#### TASK OBJECTIVE:
Spot each line that carries the word "index"; copy those lines.

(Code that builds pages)

┄┄┄┄┄┄

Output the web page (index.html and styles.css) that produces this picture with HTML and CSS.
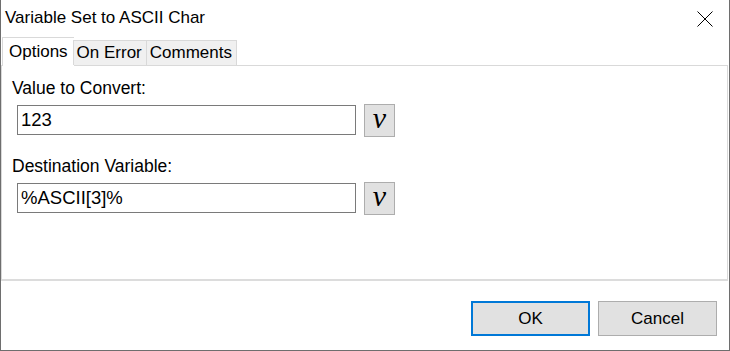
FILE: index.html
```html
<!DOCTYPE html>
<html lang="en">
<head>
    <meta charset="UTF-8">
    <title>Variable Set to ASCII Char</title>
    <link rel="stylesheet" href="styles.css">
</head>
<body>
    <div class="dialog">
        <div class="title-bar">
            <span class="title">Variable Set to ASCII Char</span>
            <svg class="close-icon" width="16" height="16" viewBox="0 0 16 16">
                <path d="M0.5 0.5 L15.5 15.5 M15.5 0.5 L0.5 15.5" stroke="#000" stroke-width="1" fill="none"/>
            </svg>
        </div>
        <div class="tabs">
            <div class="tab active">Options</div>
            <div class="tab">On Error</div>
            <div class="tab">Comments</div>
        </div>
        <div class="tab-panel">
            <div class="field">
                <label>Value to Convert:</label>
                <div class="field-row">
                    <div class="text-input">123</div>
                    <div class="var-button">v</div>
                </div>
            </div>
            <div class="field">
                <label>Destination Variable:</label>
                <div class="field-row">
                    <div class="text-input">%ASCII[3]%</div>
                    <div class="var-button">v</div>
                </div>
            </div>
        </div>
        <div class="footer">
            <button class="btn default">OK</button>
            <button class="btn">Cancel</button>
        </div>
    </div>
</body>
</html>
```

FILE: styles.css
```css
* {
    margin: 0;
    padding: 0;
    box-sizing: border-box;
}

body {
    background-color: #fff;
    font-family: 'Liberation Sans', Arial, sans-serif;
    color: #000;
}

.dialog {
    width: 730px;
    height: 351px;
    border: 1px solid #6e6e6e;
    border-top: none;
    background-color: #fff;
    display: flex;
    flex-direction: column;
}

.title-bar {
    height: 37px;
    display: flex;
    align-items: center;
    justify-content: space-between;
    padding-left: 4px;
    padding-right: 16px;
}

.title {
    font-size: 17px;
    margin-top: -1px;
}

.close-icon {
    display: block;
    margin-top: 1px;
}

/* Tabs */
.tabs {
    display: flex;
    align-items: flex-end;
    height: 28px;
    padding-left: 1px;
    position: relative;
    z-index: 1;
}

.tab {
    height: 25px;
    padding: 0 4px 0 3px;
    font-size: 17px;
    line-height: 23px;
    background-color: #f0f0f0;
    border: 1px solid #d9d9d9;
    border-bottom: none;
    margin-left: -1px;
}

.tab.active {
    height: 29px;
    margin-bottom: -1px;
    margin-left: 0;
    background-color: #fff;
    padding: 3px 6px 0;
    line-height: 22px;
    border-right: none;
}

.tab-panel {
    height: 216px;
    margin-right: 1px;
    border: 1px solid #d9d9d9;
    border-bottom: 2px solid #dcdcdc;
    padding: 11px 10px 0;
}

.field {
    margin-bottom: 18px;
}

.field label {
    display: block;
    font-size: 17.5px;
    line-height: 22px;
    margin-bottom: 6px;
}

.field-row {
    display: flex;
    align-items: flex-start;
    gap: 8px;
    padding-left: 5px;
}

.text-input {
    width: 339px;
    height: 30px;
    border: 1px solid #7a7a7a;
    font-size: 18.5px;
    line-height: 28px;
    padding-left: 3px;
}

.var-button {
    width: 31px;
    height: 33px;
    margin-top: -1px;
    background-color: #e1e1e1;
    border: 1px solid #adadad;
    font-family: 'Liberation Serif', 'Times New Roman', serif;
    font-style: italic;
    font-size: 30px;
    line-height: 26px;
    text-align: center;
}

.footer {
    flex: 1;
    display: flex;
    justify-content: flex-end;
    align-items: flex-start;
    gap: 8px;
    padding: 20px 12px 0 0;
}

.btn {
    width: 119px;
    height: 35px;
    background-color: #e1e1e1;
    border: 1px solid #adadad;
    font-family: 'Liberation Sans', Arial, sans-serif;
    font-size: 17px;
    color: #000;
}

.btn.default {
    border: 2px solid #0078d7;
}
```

┄┄┄┄┄┄

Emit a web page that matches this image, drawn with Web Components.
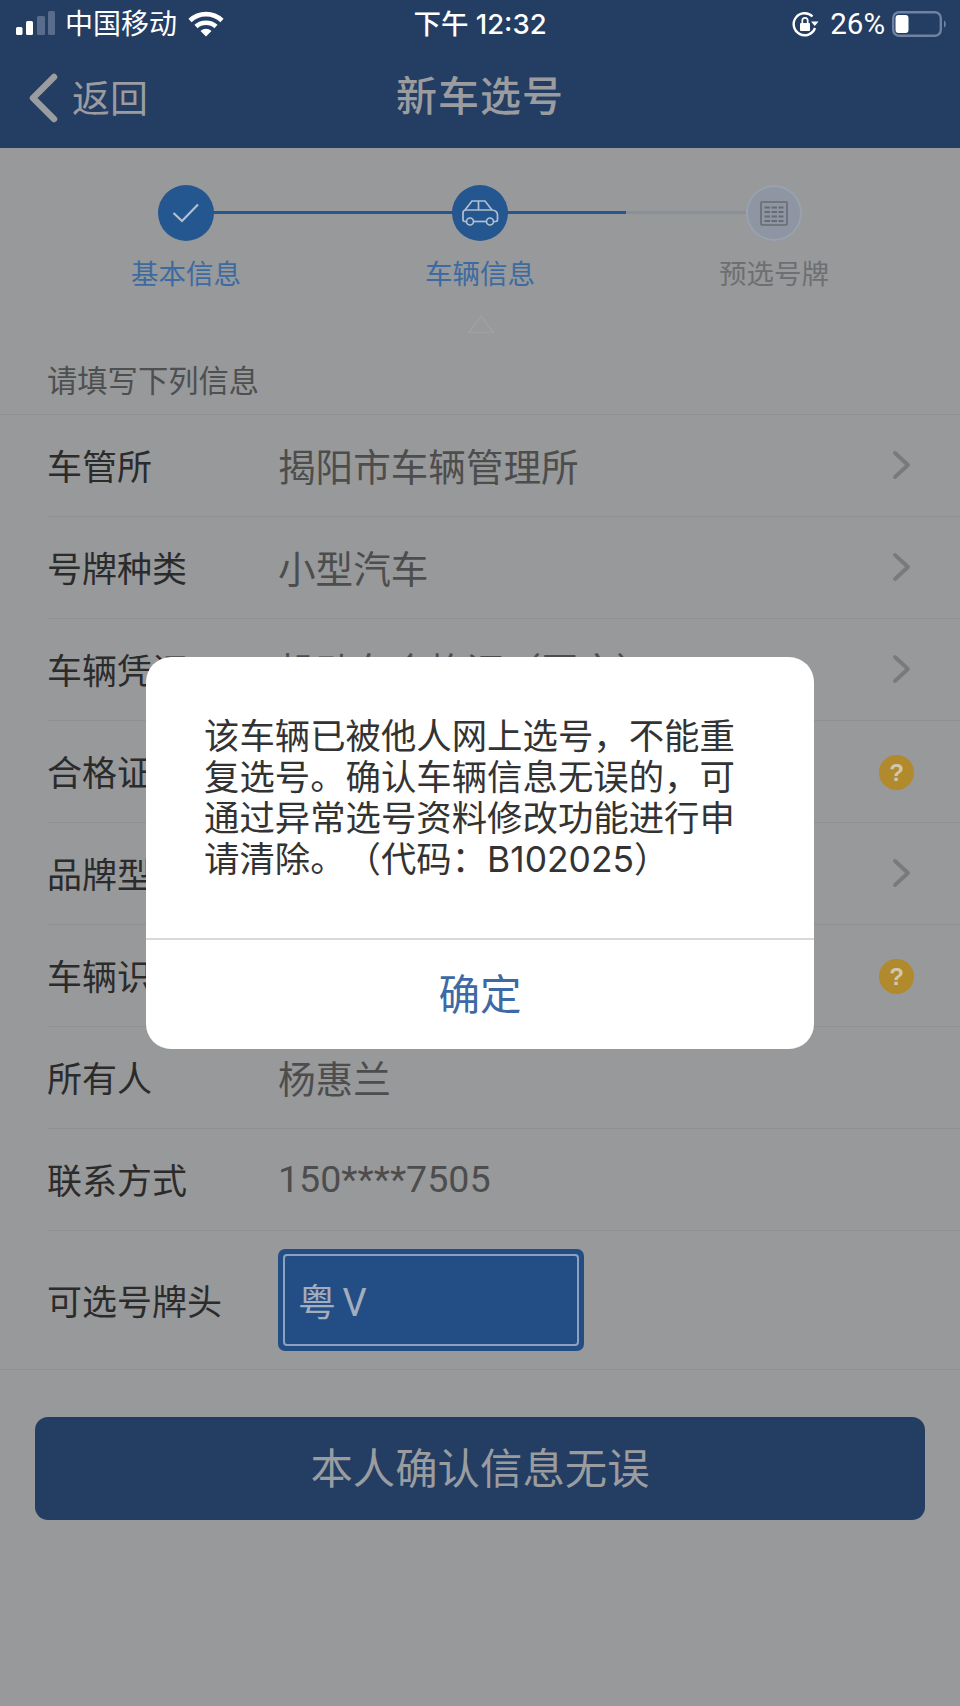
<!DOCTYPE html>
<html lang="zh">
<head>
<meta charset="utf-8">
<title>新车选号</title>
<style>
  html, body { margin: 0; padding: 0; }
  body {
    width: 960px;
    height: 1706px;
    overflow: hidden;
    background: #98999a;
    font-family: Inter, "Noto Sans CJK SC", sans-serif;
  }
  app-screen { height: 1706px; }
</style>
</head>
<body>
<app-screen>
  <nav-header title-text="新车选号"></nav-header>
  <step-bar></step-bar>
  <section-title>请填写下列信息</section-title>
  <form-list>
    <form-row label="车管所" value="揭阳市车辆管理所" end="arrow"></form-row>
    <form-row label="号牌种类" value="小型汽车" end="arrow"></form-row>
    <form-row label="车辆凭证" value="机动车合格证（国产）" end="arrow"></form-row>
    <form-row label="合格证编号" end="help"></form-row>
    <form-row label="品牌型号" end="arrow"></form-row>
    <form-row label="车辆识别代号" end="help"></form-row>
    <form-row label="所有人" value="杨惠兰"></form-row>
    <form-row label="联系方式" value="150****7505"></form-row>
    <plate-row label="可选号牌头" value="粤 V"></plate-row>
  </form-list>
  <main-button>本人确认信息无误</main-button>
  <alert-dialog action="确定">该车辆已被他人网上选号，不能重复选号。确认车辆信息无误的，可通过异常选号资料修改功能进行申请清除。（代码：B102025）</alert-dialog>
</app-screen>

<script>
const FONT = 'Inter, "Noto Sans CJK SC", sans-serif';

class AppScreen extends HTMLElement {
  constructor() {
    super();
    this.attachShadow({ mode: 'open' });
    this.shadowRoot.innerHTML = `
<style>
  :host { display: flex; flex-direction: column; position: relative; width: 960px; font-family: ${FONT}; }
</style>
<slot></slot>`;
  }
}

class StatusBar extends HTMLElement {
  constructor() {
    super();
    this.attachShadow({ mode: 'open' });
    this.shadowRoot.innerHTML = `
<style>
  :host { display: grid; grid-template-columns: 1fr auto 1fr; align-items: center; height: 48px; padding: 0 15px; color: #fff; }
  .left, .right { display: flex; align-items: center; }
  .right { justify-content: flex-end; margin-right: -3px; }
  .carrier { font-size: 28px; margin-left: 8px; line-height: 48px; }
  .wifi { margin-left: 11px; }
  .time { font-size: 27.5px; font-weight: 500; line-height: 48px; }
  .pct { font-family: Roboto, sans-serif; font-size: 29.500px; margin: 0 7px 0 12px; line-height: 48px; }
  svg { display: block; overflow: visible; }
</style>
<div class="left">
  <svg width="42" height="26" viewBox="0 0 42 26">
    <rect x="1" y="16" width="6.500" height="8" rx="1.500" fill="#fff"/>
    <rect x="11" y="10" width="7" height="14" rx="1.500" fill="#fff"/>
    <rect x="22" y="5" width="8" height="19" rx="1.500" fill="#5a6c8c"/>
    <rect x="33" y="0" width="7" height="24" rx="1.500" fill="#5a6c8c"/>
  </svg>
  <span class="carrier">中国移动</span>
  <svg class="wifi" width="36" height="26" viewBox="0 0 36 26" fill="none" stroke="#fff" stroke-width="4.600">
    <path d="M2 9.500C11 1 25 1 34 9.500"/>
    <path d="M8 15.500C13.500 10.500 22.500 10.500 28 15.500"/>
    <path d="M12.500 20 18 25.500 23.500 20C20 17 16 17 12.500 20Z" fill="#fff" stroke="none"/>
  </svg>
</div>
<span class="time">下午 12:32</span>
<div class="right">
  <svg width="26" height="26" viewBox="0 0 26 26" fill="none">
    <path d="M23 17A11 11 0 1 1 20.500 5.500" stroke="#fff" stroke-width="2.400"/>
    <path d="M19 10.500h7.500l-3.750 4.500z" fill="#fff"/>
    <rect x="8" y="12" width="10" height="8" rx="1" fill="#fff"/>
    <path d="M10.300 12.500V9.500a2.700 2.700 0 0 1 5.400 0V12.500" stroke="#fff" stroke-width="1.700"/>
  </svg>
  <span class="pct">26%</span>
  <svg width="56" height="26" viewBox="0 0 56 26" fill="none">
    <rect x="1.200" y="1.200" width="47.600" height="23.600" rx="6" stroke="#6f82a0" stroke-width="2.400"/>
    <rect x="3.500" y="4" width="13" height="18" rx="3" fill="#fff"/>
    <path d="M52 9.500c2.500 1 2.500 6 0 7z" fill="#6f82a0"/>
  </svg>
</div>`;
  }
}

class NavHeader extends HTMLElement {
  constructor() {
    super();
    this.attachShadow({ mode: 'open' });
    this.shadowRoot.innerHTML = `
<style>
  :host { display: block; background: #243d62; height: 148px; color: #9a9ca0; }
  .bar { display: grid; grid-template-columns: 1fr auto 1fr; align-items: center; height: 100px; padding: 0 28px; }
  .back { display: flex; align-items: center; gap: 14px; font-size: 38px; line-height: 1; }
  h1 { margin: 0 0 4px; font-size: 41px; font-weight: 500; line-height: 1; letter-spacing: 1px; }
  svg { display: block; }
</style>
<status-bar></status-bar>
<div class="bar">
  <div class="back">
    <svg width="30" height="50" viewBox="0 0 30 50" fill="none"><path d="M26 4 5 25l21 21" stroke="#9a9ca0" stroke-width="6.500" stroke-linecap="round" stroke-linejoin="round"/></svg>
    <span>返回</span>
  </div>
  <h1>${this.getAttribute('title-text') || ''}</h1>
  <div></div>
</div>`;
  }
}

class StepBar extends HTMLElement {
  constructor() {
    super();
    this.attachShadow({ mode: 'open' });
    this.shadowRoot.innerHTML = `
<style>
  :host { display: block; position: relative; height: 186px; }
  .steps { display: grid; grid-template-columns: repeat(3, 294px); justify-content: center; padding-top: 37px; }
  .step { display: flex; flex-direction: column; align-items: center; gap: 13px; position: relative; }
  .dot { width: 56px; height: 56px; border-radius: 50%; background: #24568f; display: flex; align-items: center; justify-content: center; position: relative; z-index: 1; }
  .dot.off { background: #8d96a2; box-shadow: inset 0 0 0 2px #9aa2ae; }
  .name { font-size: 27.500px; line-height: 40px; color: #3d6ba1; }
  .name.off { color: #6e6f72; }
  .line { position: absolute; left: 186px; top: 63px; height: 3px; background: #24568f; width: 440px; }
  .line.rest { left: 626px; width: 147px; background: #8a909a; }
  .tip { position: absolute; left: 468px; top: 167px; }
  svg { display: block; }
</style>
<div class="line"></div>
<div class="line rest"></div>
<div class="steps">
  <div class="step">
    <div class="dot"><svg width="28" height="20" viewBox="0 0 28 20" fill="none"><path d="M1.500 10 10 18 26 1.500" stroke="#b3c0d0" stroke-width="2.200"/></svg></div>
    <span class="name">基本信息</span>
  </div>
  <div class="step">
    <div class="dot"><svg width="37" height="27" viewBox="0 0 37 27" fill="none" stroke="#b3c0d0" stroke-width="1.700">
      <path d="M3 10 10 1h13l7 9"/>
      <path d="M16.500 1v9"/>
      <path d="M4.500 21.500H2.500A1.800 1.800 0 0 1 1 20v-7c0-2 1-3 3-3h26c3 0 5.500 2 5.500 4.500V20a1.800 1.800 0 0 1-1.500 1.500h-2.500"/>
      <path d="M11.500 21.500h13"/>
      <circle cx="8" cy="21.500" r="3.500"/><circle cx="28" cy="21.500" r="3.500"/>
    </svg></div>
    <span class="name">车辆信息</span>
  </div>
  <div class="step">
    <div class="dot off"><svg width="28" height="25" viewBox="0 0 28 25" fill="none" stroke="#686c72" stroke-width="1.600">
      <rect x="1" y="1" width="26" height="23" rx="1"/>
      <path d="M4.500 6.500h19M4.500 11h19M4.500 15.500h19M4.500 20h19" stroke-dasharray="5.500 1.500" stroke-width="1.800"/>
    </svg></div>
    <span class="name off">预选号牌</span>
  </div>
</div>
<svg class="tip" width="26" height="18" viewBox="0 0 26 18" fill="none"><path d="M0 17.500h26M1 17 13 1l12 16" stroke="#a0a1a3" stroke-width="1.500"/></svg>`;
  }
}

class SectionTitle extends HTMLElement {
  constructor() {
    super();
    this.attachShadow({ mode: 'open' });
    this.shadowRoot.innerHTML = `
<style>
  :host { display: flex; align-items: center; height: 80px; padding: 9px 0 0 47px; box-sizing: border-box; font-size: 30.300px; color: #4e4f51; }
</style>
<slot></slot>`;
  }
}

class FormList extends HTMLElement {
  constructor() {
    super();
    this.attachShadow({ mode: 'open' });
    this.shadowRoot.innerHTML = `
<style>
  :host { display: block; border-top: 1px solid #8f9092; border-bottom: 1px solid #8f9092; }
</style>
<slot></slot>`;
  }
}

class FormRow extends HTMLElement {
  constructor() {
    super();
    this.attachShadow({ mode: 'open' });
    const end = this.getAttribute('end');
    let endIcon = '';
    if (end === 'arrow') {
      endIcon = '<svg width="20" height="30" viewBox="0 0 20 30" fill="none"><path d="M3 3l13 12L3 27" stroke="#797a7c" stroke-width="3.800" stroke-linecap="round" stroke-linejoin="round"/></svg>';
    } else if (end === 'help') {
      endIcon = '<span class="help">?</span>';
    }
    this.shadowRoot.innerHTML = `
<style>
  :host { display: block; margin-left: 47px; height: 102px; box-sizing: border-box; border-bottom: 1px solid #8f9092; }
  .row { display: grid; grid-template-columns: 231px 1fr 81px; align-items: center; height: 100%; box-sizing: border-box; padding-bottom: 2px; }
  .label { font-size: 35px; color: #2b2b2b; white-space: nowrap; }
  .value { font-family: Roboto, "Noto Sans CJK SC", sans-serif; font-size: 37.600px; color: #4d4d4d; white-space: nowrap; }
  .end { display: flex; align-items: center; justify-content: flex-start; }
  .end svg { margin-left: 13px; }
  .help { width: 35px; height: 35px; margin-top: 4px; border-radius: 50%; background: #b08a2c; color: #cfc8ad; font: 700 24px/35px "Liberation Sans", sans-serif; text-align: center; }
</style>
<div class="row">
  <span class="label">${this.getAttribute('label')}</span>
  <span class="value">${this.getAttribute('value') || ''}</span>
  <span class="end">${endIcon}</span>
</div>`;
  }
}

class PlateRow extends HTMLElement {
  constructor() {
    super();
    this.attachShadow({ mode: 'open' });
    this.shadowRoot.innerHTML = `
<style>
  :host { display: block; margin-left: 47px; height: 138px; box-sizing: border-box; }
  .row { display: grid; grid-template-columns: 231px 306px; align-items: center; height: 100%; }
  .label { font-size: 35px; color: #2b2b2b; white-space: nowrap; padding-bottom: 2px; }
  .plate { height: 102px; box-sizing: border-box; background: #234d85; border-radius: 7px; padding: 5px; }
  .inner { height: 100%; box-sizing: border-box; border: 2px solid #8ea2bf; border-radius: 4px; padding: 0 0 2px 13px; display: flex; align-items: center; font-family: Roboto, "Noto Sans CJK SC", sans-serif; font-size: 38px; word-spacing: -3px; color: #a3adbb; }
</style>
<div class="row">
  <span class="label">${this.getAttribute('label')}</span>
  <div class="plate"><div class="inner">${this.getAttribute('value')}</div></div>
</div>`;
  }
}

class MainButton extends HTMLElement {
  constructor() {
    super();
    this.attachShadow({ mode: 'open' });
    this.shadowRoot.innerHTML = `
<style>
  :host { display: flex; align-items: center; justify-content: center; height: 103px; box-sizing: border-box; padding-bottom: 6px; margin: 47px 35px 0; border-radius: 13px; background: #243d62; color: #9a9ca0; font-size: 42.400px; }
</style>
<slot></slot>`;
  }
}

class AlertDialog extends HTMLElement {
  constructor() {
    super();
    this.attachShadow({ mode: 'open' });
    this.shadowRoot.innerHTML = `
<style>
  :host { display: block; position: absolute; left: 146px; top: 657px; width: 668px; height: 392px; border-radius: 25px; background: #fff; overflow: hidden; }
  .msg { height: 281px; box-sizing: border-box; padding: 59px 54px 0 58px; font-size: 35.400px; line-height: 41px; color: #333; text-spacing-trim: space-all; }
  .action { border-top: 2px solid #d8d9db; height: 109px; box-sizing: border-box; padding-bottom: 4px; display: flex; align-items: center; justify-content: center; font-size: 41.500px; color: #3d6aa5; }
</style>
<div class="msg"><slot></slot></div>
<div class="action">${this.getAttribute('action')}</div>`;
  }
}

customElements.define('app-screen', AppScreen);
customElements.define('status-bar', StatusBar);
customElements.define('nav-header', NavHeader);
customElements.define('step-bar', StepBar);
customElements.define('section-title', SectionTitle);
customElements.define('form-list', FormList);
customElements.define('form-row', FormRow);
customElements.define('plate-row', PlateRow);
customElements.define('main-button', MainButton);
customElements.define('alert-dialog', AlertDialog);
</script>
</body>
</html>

┄┄┄┄┄┄

#### WRITTEN SOLUTION:
Output the web page (index.html and styles.css) that produces this picture with HTML and CSS.
FILE: index.html
    z-index: 1;
  .dot { width: 56px; height: 56px; border-radius: 50%; background: #24568f; display: flex; align-items: center; justify-content: center; position: relative; z-index: 1; }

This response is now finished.